Partners revolves around a pair of best friends — Joe (David Krumholtz), who’s straight, and Louis (Michael Urie), who’s gay. They’ve known each other since grade school and are now partners in an architecture company. Louis’ mate is Wyatt (Brandon Routh), a vegan nurse. Joe is dating Ali (Sophia Bush), a beautiful jewelry designer. Can Louis and Joe’s friendship and working relationship survive the addition of two more “significant others?”

Will audiences care enough to stick around to find out? Here’s the critics are saying:

LA Times: “Partners, which premieres Monday on CBS, is impossible to review without comparing it to other shows… Yet despite, or perhaps because of, its derivative nature Partners is, if not revolutionary, then a monument to the fight: It proves, more than The New Normal or even Modern Family, that being a gay man on TV is no longer a big deal. At least not a big enough deal to serve as the primary story of the show or, unfortunately for CBS, to create any sort of buzz. …

It’s difficult not to hope Partners survives the season. It’s not a bad show, it’s just a bit too familiar. Which is why it’s important. The gayness of Louis and Wyatt here means nothing more, or less, than that characters too often relegated to separate tables have been invited to the big one. There, the chicken may sometimes be a bit chewy and the flowers less than perfect, but the more the merrier, and about darn time.”
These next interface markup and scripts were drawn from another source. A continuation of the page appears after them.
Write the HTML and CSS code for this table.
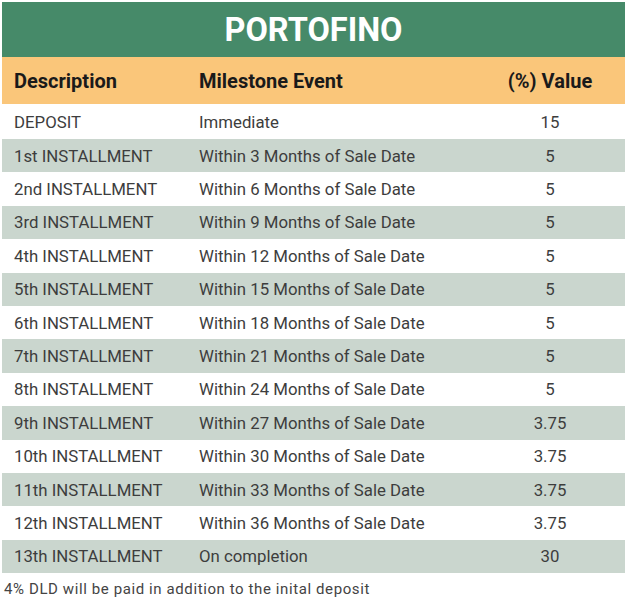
FILE: index.html
```html
<!DOCTYPE html>
<html>
<head>
<meta charset="utf-8">
<link rel="stylesheet" href="styles.css">
</head>
<body>
<div class="wrap">
  <div class="title">PORTOFINO</div>
  <table class="plan">
    <thead>
      <tr><th class="c1">Description</th><th class="c2">Milestone Event</th><th class="c3">(%) Value</th></tr>
    </thead>
    <tbody>
      <tr class="first"><td class="c1">DEPOSIT</td><td class="c2">Immediate</td><td class="c3">15</td></tr>
      <tr><td class="c1">1st INSTALLMENT</td><td class="c2">Within 3 Months of Sale Date</td><td class="c3">5</td></tr>
      <tr><td class="c1">2nd INSTALLMENT</td><td class="c2">Within 6 Months of Sale Date</td><td class="c3">5</td></tr>
      <tr><td class="c1">3rd INSTALLMENT</td><td class="c2">Within 9 Months of Sale Date</td><td class="c3">5</td></tr>
      <tr><td class="c1">4th INSTALLMENT</td><td class="c2">Within 12 Months of Sale Date</td><td class="c3">5</td></tr>
      <tr><td class="c1">5th INSTALLMENT</td><td class="c2">Within 15 Months of Sale Date</td><td class="c3">5</td></tr>
      <tr><td class="c1">6th INSTALLMENT</td><td class="c2">Within 18 Months of Sale Date</td><td class="c3">5</td></tr>
      <tr><td class="c1">7th INSTALLMENT</td><td class="c2">Within 21 Months of Sale Date</td><td class="c3">5</td></tr>
      <tr><td class="c1">8th INSTALLMENT</td><td class="c2">Within 24 Months of Sale Date</td><td class="c3">5</td></tr>
      <tr><td class="c1">9th INSTALLMENT</td><td class="c2">Within 27 Months of Sale Date</td><td class="c3">3.75</td></tr>
      <tr><td class="c1">10th INSTALLMENT</td><td class="c2">Within 30 Months of Sale Date</td><td class="c3">3.75</td></tr>
      <tr><td class="c1">11th INSTALLMENT</td><td class="c2">Within 33 Months of Sale Date</td><td class="c3">3.75</td></tr>
      <tr><td class="c1">12th INSTALLMENT</td><td class="c2">Within 36 Months of Sale Date</td><td class="c3">3.75</td></tr>
      <tr><td class="c1">13th INSTALLMENT</td><td class="c2">On completion</td><td class="c3">30</td></tr>
    </tbody>
  </table>
  <p class="note">4% DLD will be paid in addition to the inital deposit</p>
</div>
</body>
</html>
```
FILE: styles.css
```css
html, body {
  margin: 0;
  padding: 0;
  background: #ffffff;
}
.wrap {
  padding: 2px 5px 0 2px;
  font-family: Roboto, "Liberation Sans", sans-serif;
}
.title {
  background: #468a69;
  color: #ffffff;
  font-weight: 700;
  font-size: 32.5px;
  height: 55px;
  line-height: 57px;
  text-align: center;
}
.plan {
  width: 100%;
  border-collapse: collapse;
  table-layout: fixed;
}
.plan th {
  background: #fac67a;
  color: #1a1a1a;
  font-weight: 700;
  font-size: 20px;
  height: 47px;
  padding: 0;
  text-align: left;
}
.plan td {
  height: 33.4px;
  padding: 0;
  font-size: 16.8px;
  color: #3d3d3d;
  font-weight: 400;
}
.plan tr.first td {
  height: 35px;
}
.plan tbody tr:nth-child(even) td {
  background: #cad6ce;
}
.c1 {
  width: 185px;
  padding-left: 12px !important;
}
.c2 {
  width: 276px;
}
.c3 {
  text-align: center !important;
}
.note {
  margin: 7px 0 0 2px;
  font-size: 15px;
  letter-spacing: 0.6px;
  color: #444444;
}
```
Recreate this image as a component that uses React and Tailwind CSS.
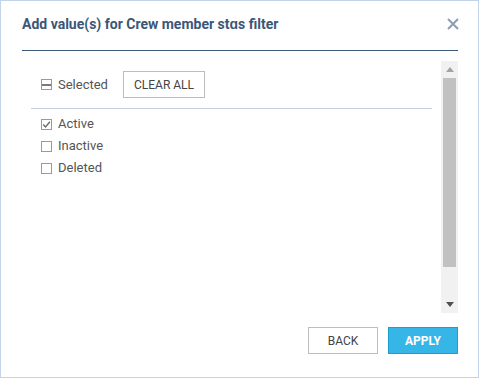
import { useState } from 'react';

const ITEMS = ['Active', 'Inactive', 'Deleted'];

function Box({ state }) {
  // state: 'checked' | 'empty' | 'partial'
  return (
    <span className="relative flex h-[11px] w-[11px] shrink-0 items-center justify-center border border-[#9a9a9a] bg-white">
      {state === 'checked' && (
        <svg width="9" height="9" viewBox="0 0 9 9">
          <path d="M1.2 4.6 L3.5 6.9 L7.9 1.8" fill="none" stroke="#6b6b6b" strokeWidth="1.4" />
        </svg>
      )}
      {state === 'partial' && <span className="h-[2px] w-full bg-[#7a7a7a]" />}
    </span>
  );
}

export default function App() {
  const [selected, setSelected] = useState(['Active']);

  const toggle = (name) => {
    setSelected((s) => (s.includes(name) ? s.filter((x) => x !== name) : [...s, name]));
  };

  return (
    <div
      className="flex h-[378px] w-[479px] flex-col border border-[#c5d3e9] bg-white"
      style={{ fontFamily: 'Roboto, "Liberation Sans", sans-serif' }}
    >
      {/* header */}
      <div className="ml-[21px] mr-[20px] flex h-[50px] items-start justify-between border-b border-[#3e5a7d] pt-[13px]">
        <h1 className="text-[14px] font-bold leading-[20px] text-[#3b5677]">
          Add value(s) for Crew member stɑs filter
        </h1>
        <button className="mr-[-1px] mt-[4px] flex h-[12px] w-[12px] items-center justify-center">
          <svg width="12" height="12" viewBox="0 0 12 12">
            <path d="M1 1 L11 11 M11 1 L1 11" stroke="#8d9cb1" strokeWidth="2" />
          </svg>
        </button>
      </div>

      {/* list + scrollbar */}
      <div className="ml-[21px] mr-[20px] mt-[10px] flex h-[252px]">
        <div className="flex-1">
          <div className="flex h-[37px] items-end pl-[19px]">
            <div className="flex h-[27px] w-[82px] items-center gap-[6px]">
              <Box state="partial" />
              <span className="text-[13px] text-[#555]">Selected</span>
            </div>
            <button
              onClick={() => setSelected([])}
              className="h-[27px] w-[82px] border border-[#bdbdbd] bg-white text-[12px] text-[#444]"
            >
              CLEAR ALL
            </button>
          </div>
          <div className="mx-[9px] mt-[10px] h-px bg-[#c3d0e2]" />
          <div className="mt-[4px] pl-[19px]">
            {ITEMS.map((name) => (
              <label
                key={name}
                onClick={() => toggle(name)}
                className="flex h-[22px] cursor-pointer items-center gap-[6px] text-[13px] text-[#555]"
              >
                <Box state={selected.includes(name) ? 'checked' : 'empty'} />
                <span>{name}</span>
              </label>
            ))}
          </div>
        </div>

        <div className="flex w-[17px] flex-col bg-[#f1f1f1]">
          <div className="flex h-[17px] items-center justify-center">
            <svg width="8" height="5" viewBox="0 0 8 5">
              <path d="M4 0 L8 5 L0 5 Z" fill="#a3a3a3" />
            </svg>
          </div>
          <div className="mx-[2px] h-[189px] bg-[#c1c1c1]" />
          <div className="flex-1" />
          <div className="flex h-[17px] items-center justify-center">
            <svg width="8" height="5" viewBox="0 0 8 5">
              <path d="M0 0 L8 0 L4 5 Z" fill="#505050" />
            </svg>
          </div>
        </div>
      </div>

      {/* footer */}
      <div className="ml-[21px] mr-[20px] mt-[14px] flex justify-end gap-[10px]">
        <button className="h-[27px] w-[70px] border border-[#bdbdbd] bg-white text-[12px] text-[#444]">
          BACK
        </button>
        <button className="h-[27px] w-[70px] border border-[#1b9fd1] bg-[#36b6e6] text-[12px] font-bold text-white">
          APPLY
        </button>
      </div>
    </div>
  );
}
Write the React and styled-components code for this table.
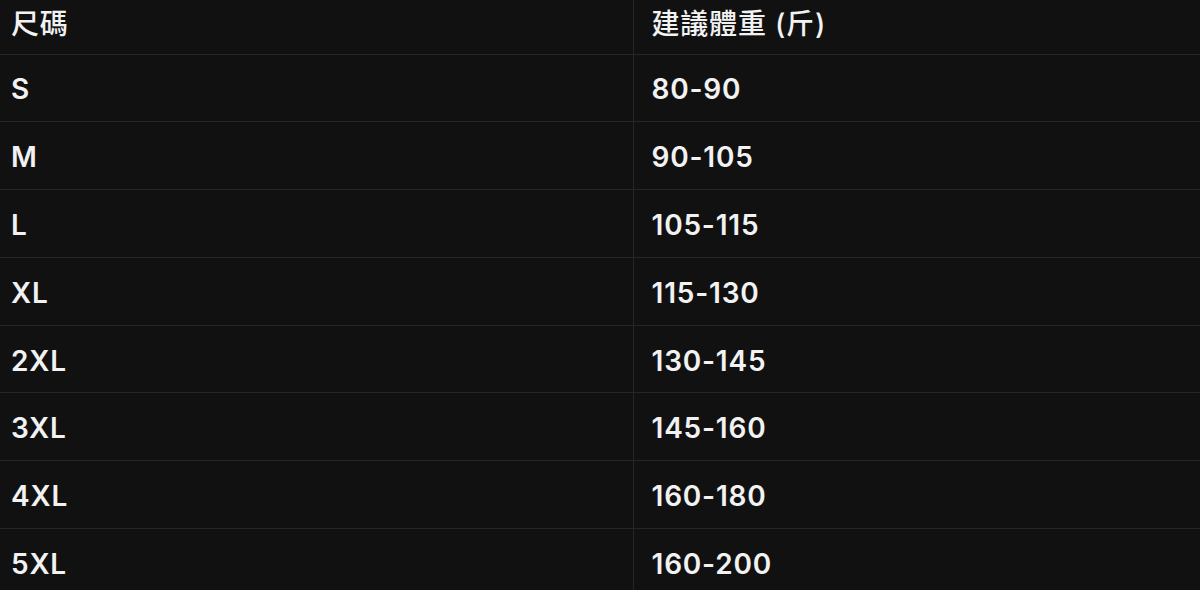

Vulture: “I can’t be too hard on this show because (1) the lead actors are appealing and seem like they’re actually friends, (2) their characters are unabashedly based on Kohan and Mutchnick (sorry, guys!), and (3) the pilot is helmed by master sitcom director James Burrows, which means it has Swiss watch timing and a dash of shtick. With its stock supporting characters (Ali and Wyatt are attractive blanks) and its lame central contrivance, this is not a great pilot, but it’s far from an awful one.”

USA Today: “Funny on TV is not the same as funny in life. When it comes to writing sitcoms, David Kohan and Max Mutchnick are clearly capable of being very amusing men, as they proved with Will & Grace. True, they did come a cropper with $#*! My Dad Says, but you’d have good reason to expect more from Partners — a show based on their own partnership, and the show they say they’ve long wanted to do. If only they had done it better. Because while Partners may be many things, ‘funny’ isn’t one of them — or at least not often enough to matter in either of the two episodes made available for preview.”

Salt Lake Tribune: “There are some laughs in the pilot, and the cast is very likable. But Kohan and Mutchnick quickly run out of ideas – Episode 2 is a hot mess.”

Boston Herald: “Successful TV producers — David Kohan and Max Mutchnick, who is gay, decided to create a sitcom based on their real-life bromance. The problem with Partners, as you’ll discover if you watch the first two episodes, is that they already made that show years ago and it was called Will & Grace.”

Pittsburgh Post-Gazette: “An episode of Partners CBS made available for review was interspersed with shots labeled ‘stock’ where establishing shots will be placed prior to the show’s premiere tonight. But the ‘stock’ material in Partners isn’t limited to missing B-roll footage on critics’ screeners: This comedy is full of stock jokes, stock characters and even a stock premise. Partners isn’t the worst new sitcom of the season — NBC’s Guys With Kids earned that title hands down — but it is disappointing.”

Boston Globe: “Like The New Normal and Modern Family, Partners wants to help move TV into relatively unconventional groupings of friends and family. But the stubbornly conventional scripts, the overfamiliar characters, and the old-fashioned, machine-gun comic timing undermine any possibility of freshness. There are worse sitcoms on TV, for sure, but the ones with potential sometimes hurt the most. They lure you in, then leave you flat.”

So, what do you think? Do you agree with any of the critics above? Have you watched Partners? What did you think? Will you watch again?